**Given request**
Without the pictures, repeat the listing character for character.

##### Provided data

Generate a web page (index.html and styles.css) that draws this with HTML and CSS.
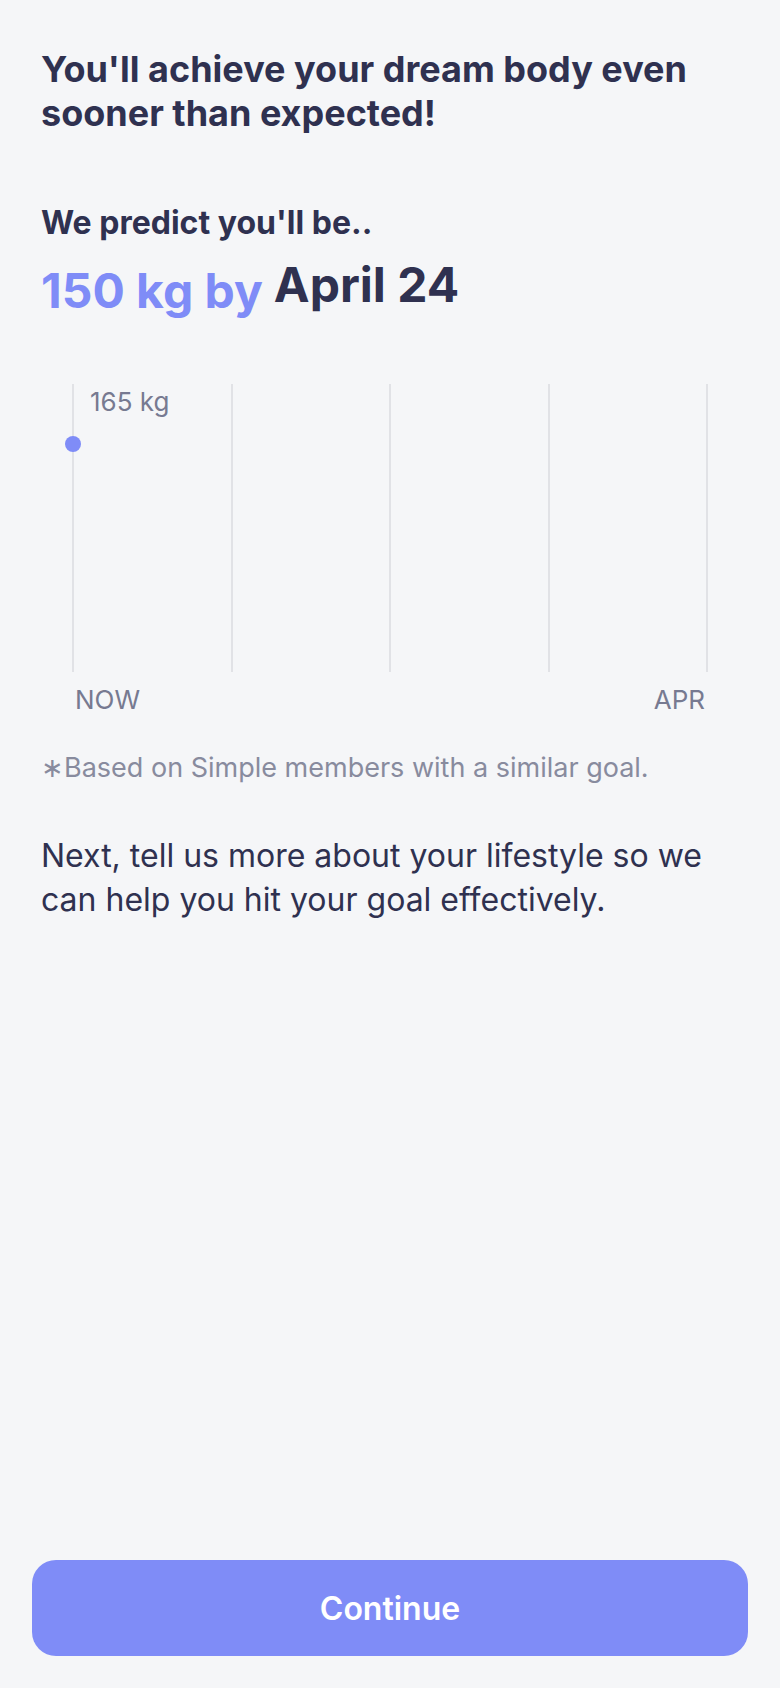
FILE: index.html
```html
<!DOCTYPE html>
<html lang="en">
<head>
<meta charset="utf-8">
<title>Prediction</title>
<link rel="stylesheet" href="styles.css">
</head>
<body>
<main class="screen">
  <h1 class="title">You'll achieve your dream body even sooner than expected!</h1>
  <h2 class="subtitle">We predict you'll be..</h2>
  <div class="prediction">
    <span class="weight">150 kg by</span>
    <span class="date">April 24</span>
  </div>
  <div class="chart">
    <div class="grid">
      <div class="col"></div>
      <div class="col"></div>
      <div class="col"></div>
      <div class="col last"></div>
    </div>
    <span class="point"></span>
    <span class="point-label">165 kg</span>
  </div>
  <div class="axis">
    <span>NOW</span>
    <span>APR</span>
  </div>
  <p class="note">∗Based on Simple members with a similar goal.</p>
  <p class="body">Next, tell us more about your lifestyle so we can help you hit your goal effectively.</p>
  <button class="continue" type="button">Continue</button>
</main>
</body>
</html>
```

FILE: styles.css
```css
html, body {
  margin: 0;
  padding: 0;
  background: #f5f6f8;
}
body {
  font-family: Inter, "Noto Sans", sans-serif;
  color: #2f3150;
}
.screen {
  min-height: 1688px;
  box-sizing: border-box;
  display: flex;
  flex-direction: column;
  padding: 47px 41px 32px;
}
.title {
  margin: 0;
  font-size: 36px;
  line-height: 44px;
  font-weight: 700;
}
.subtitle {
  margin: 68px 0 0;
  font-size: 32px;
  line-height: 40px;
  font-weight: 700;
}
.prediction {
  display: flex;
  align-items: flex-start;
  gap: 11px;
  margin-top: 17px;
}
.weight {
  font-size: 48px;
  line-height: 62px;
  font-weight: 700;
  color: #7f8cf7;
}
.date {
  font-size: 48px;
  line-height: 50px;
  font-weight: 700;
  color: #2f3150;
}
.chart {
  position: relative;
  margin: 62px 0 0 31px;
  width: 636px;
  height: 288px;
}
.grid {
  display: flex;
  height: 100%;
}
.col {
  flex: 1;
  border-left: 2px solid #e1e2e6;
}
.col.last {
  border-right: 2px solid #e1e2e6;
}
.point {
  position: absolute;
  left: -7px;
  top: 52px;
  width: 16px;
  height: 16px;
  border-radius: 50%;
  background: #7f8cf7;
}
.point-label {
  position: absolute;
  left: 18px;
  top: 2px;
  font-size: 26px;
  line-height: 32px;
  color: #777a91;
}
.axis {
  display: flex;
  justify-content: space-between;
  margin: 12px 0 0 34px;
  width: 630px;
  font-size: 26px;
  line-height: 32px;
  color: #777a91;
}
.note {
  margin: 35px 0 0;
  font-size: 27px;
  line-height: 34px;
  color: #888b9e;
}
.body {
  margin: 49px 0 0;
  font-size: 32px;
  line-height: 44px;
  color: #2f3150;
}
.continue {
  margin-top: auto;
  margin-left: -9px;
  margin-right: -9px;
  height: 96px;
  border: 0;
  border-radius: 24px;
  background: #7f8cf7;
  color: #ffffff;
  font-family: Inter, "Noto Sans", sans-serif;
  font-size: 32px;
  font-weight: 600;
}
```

##########

**Task result**
Generate a web page (index.html and styles.css) that draws this with HTML and CSS.
FILE: index.html
```html
<!DOCTYPE html>
<html lang="en">
<head>
<meta charset="utf-8">
<title>Prediction</title>
<link rel="stylesheet" href="styles.css">
</head>
<body>
<main class="screen">
  <h1 class="title">You'll achieve your dream body even sooner than expected!</h1>
  <h2 class="subtitle">We predict you'll be..</h2>
  <div class="prediction">
    <span class="weight">150 kg by</span>
    <span class="date">April 24</span>
  </div>
  <div class="chart">
    <div class="grid">
      <div class="col"></div>
      <div class="col"></div>
      <div class="col"></div>
      <div class="col last"></div>
    </div>
    <span class="point"></span>
    <span class="point-label">165 kg</span>
  </div>
  <div class="axis">
    <span>NOW</span>
    <span>APR</span>
  </div>
  <p class="note">∗Based on Simple members with a similar goal.</p>
  <p class="body">Next, tell us more about your lifestyle so we can help you hit your goal effectively.</p>
  <button class="continue" type="button">Continue</button>
</main>
</body>
</html>
```

FILE: styles.css
```css
html, body {
  margin: 0;
  padding: 0;
  background: #f5f6f8;
}
body {
  font-family: Inter, "Noto Sans", sans-serif;
  color: #2f3150;
}
.screen {
  min-height: 1688px;
  box-sizing: border-box;
  display: flex;
  flex-direction: column;
  padding: 47px 41px 32px;
}
.title {
  margin: 0;
  font-size: 36px;
  line-height: 44px;
  font-weight: 700;
}
.subtitle {
  margin: 68px 0 0;
  font-size: 32px;
  line-height: 40px;
  font-weight: 700;
}
.prediction {
  display: flex;
  align-items: flex-start;
  gap: 11px;
  margin-top: 17px;
}
.weight {
  font-size: 48px;
  line-height: 62px;
  font-weight: 700;
  color: #7f8cf7;
}
.date {
  font-size: 48px;
  line-height: 50px;
  font-weight: 700;
  color: #2f3150;
}
.chart {
  position: relative;
  margin: 62px 0 0 31px;
  width: 636px;
  height: 288px;
}
.grid {
  display: flex;
  height: 100%;
}
.col {
  flex: 1;
  border-left: 2px solid #e1e2e6;
}
.col.last {
  border-right: 2px solid #e1e2e6;
}
.point {
  position: absolute;
  left: -7px;
  top: 52px;
  width: 16px;
  height: 16px;
  border-radius: 50%;
  background: #7f8cf7;
}
.point-label {
  position: absolute;
  left: 18px;
  top: 2px;
  font-size: 26px;
  line-height: 32px;
  color: #777a91;
}
.axis {
  display: flex;
  justify-content: space-between;
  margin: 12px 0 0 34px;
  width: 630px;
  font-size: 26px;
  line-height: 32px;
  color: #777a91;
}
.note {
  margin: 35px 0 0;
  font-size: 27px;
  line-height: 34px;
  color: #888b9e;
}
.body {
  margin: 49px 0 0;
  font-size: 32px;
  line-height: 44px;
  color: #2f3150;
}
.continue {
  margin-top: auto;
  margin-left: -9px;
  margin-right: -9px;
  height: 96px;
  border: 0;
  border-radius: 24px;
  background: #7f8cf7;
  color: #ffffff;
  font-family: Inter, "Noto Sans", sans-serif;
  font-size: 32px;
  font-weight: 600;
}
```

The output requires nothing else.